For many of us, biometric security, which is the use of unique personal characteristics such as fingerprints or facial recognition, has become second nature. Indeed, these technologies are quickly becoming more integrated into everyday activities, from unlocking
smartphones to authorising mobile payments. And what’s not to like? It’s quick, efficient and, compared to many other methods, relatively secure.
The problem is, adoption is starting to outpace trust. A recent study published by the Identity Theft Resource Center (ITRC), for example,
revealed that while nearly 90% of respondents had been asked to provide a biometric to verify their identity in the past year, nearly two-thirds expressed serious concerns about doing so. Moreover, 39% went as far as to say that the use of biometrics should
be banned for both identity verification and/or recognition.
Consent first design
So, what can be done to close this trust gap and help ensure biometrics are used across fintechs as a more secure alternative to passwords and PINs? One area that requires more emphasis is that of consent-based design, whereby users are given clear and revocable
permission around how their biometric data is collected, stored and used.
In practical terms, a consent-first design could resemble a digital wallet that provides users with clear, active choices regarding the use of biometrics. During setup, biometric authentication is optional and switched off by default. The app explains what
data is collected, where it is stored and how to disable it later. During the payment process, all matching occurs locally on the device, rather than in a central database, and independent certification confirms compliance with data protection standards.
Even these relatively basic processes can help put users in a much stronger position to understand and control the use of their biometrics. And don’t forget, this isn’t just a nice-to-have; it increasingly falls under regulatory requirements issued by the
EU and other authorities worldwide. GDPR is a good example, as it classifies biometric data as a special category of data and prohibits processing it unless explicit consent or another lawful basis applies.
Building trust
However, it’s clear that even when regulation makes consent mandatory, compliance alone isn’t enough to win user confidence. Instead, true progress depends on users understanding how their data is kept safe and that the fintech systems have been designed
to work in their interest.
For many fintechs, this requires a shift in mindset, where transparency is seen as a core product feature, rather than something of an afterthought or a compliance tick box. With consent first design principles in place, for example, users should be regularly
reminded about where their biometric data resides and how to delete it.

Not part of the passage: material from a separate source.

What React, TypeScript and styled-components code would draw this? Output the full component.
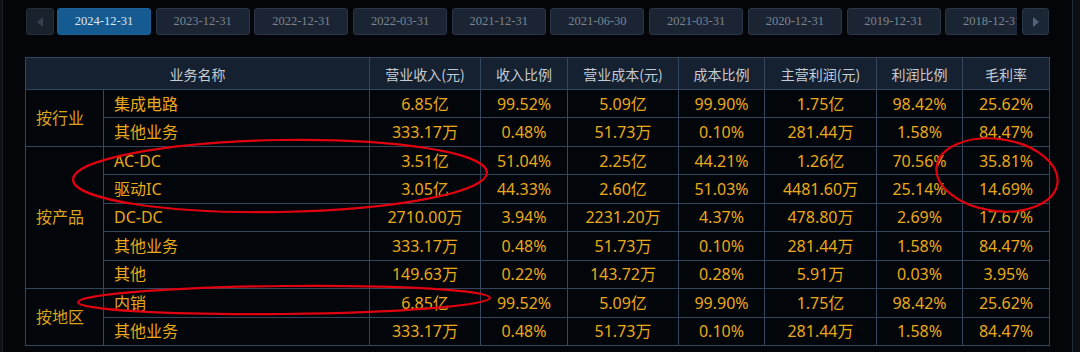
import { createGlobalStyle } from 'styled-components'
import styled from 'styled-components'

const GlobalStyle = createGlobalStyle`
  html, body {
    margin: 0;
    padding: 0;
    background: #0c0f13;
    overflow: hidden;
  }
`

const DATES = [
  '2024-12-31',
  '2023-12-31',
  '2022-12-31',
  '2022-03-31',
  '2021-12-31',
  '2021-06-30',
  '2021-03-31',
  '2020-12-31',
  '2019-12-31',
  '2018-12-31',
]

const HEADERS = ['营业收入(元)', '收入比例', '营业成本(元)', '成本比例', '主营利润(元)', '利润比例', '毛利率']
const COL_WIDTHS = [78, 266, 111, 87, 111, 86, 112, 86, 87]

type Row = { name: string; values: string[] }
type Group = { label: string; rows: Row[] }

const GROUPS: Group[] = [
  {
    label: '按行业',
    rows: [
      { name: '集成电路', values: ['6.85亿', '99.52%', '5.09亿', '99.90%', '1.75亿', '98.42%', '25.62%'] },
      { name: '其他业务', values: ['333.17万', '0.48%', '51.73万', '0.10%', '281.44万', '1.58%', '84.47%'] },
    ],
  },
  {
    label: '按产品',
    rows: [
      { name: 'AC-DC', values: ['3.51亿', '51.04%', '2.25亿', '44.21%', '1.26亿', '70.56%', '35.81%'] },
      { name: '驱动IC', values: ['3.05亿', '44.33%', '2.60亿', '51.03%', '4481.60万', '25.14%', '14.69%'] },
      { name: 'DC-DC', values: ['2710.00万', '3.94%', '2231.20万', '4.37%', '478.80万', '2.69%', '17.67%'] },
      { name: '其他业务', values: ['333.17万', '0.48%', '51.73万', '0.10%', '281.44万', '1.58%', '84.47%'] },
      { name: '其他', values: ['149.63万', '0.22%', '143.72万', '0.28%', '5.91万', '0.03%', '3.95%'] },
    ],
  },
  {
    label: '按地区',
    rows: [
      { name: '内销', values: ['6.85亿', '99.52%', '5.09亿', '99.90%', '1.75亿', '98.42%', '25.62%'] },
      { name: '其他业务', values: ['333.17万', '0.48%', '51.73万', '0.10%', '281.44万', '1.58%', '84.47%'] },
    ],
  },
]

const Panel = styled.div`
  position: relative;
  box-sizing: border-box;
  width: 1071px;
  min-height: 100vh;
  margin-left: 2px;
  padding: 8px 22px 0 22px;
  background: #030508;
  border-left: 1px solid #1a1f27;
  border-right: 1px solid #1d2a3a;
`

const TabBar = styled.div`
  display: flex;
  align-items: stretch;
  height: 27px;
  margin-left: 1px;
`

const ArrowButton = styled.div<{ dir: 'left' | 'right' }>`
  flex-shrink: 0;
  box-sizing: border-box;
  width: ${({ dir }) => (dir === 'left' ? 28 : 27)}px;
  margin-left: ${({ dir }) => (dir === 'left' ? 0 : 5)}px;
  margin-right: ${({ dir }) => (dir === 'left' ? 3 : 0)}px;
  display: flex;
  align-items: center;
  justify-content: center;
  background: ${({ dir }) => (dir === 'left' ? '#19212d' : '#1b2635')};
  border: 1px solid ${({ dir }) => (dir === 'left' ? '#252e3b' : '#2a3748')};
  border-radius: 3px;
`

const Triangle = styled.span<{ dir: 'left' | 'right' }>`
  width: 0;
  height: 0;
  border-top: 5px solid transparent;
  border-bottom: 5px solid transparent;
  ${({ dir }) =>
    dir === 'left' ? 'border-right: 6px solid #353f4d;' : 'border-left: 6px solid #52627a;'}
`

const TabStrip = styled.div`
  display: flex;
  gap: 4.7px;
  width: 960px;
  overflow: hidden;
`

const Tab = styled.div<{ active: boolean }>`
  flex-shrink: 0;
  box-sizing: border-box;
  width: 94px;
  display: flex;
  align-items: center;
  justify-content: center;
  font-family: 'Liberation Serif', 'Times New Roman', serif;
  font-size: 12.5px;
  color: ${({ active }) => (active ? '#dfe7f0' : '#7d8591')};
  background: ${({ active }) => (active ? '#155a90' : '#1a2433')};
  border: 1px solid ${({ active }) => (active ? '#1a6199' : '#2a3547')};
  border-radius: 3px;
  white-space: nowrap;
`

const Table = styled.table`
  margin-top: 22px;
  width: 1024px;
  table-layout: fixed;
  border-collapse: collapse;
  border: 1px solid #3b4b60;
  font-family: 'Noto Sans', 'Noto Sans CJK SC', sans-serif;
`

const HeadCell = styled.th`
  height: 31px;
  padding: 0;
  font-size: 14px;
  font-weight: normal;
  color: #c5cbd3;
  background: #152030;
  border: 1px solid #34465b;
  text-align: center;
  font-family: 'Noto Sans CJK SC', sans-serif;
`

const BodyRow = styled.tr`
  height: 28.44px;
`

const Cell = styled.td<{ align?: 'left' | 'center' }>`
  padding: 0 0 0 ${({ align }) => (align === 'left' ? '10px' : '0')};
  font-size: 16px;
  color: #eaa91b;
  background: #020509;
  border: 1px solid #34465b;
  text-align: ${({ align }) => align ?? 'center'};
  vertical-align: middle;
  white-space: nowrap;
  line-height: 1;
`

const GroupCell = styled(Cell)`
  color: #dba21e;
`

const Note = styled.div`
  width: 1024px;
  padding-top: 3px;
  text-align: right;
  font-family: 'Noto Sans CJK SC', sans-serif;
  font-size: 12px;
  color: #7e858f;
`

const Marks = styled.svg`
  position: absolute;
  top: 0;
  left: -3px;
  pointer-events: none;
`

export default function App() {
  return (
    <>
      <GlobalStyle />
      <Panel>
        <TabBar>
          <ArrowButton dir="left">
            <Triangle dir="left" />
          </ArrowButton>
          <TabStrip>
            {DATES.map((d, i) => (
              <Tab key={d} active={i === 0}>
                {d}
              </Tab>
            ))}
          </TabStrip>
          <ArrowButton dir="right">
            <Triangle dir="right" />
          </ArrowButton>
        </TabBar>

        <Table>
          <colgroup>
            {COL_WIDTHS.map((w, i) => (
              <col key={i} style={{ width: w }} />
            ))}
          </colgroup>
          <thead>
            <tr>
              <HeadCell colSpan={2}>业务名称</HeadCell>
              {HEADERS.map((h) => (
                <HeadCell key={h}>{h}</HeadCell>
              ))}
            </tr>
          </thead>
          <tbody>
            {GROUPS.map((g) =>
              g.rows.map((r, i) => (
                <BodyRow key={g.label + i}>
                  {i === 0 && (
                    <GroupCell align="left" rowSpan={g.rows.length}>
                      {g.label}
                    </GroupCell>
                  )}
                  <Cell align="left">{r.name}</Cell>
                  {r.values.map((v, j) => (
                    <Cell key={j}>{v}</Cell>
                  ))}
                </BodyRow>
              ))
            )}
          </tbody>
        </Table>
        <Note>注：经营分布数据来源于定期报告</Note>

        {/* red hand-drawn marks over the table */}
        <Marks width="1080" height="352" viewBox="0 0 1080 352">
          <g fill="none" stroke="#e0000f" strokeWidth="2.2">
            <ellipse cx="280" cy="176" rx="207" ry="36" transform="rotate(-1 280 176)" />
            <ellipse cx="997" cy="175" rx="61" ry="36" transform="rotate(8 997 175)" />
            <ellipse cx="284" cy="300" rx="206" ry="14" transform="rotate(-0.6 284 300)" />
          </g>
        </Marks>
      </Panel>
    </>
  )
}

Additionally, regular external audits or certifications help demonstrate accountability and ensure fintechs operate to recognised standards. Granted, relatively few consumers are likely to study the fine details, but the act of being credibly audited is
an important contributor to the way consumers build trust.
In these circumstances, trust can actually evolve into a competitive advantage. Transparent payment systems and processes will always face fewer adoption barriers, fewer customer complaints and possess stronger reputational resilience in the event of incidents.
Ultimately, the more open and consistent the provider, the more users adopt and stay engaged. In markets where penetration is still low, a consent-first design and focus on trust will reassure users that they will always remain in control of their data and
encourage increased adoption of newer, seamless payment methods.
As consumers become more digitally savvy and accustomed to a culture where switching between service providers is relatively easy, building trust in biometrics will contribute significantly to fintech success.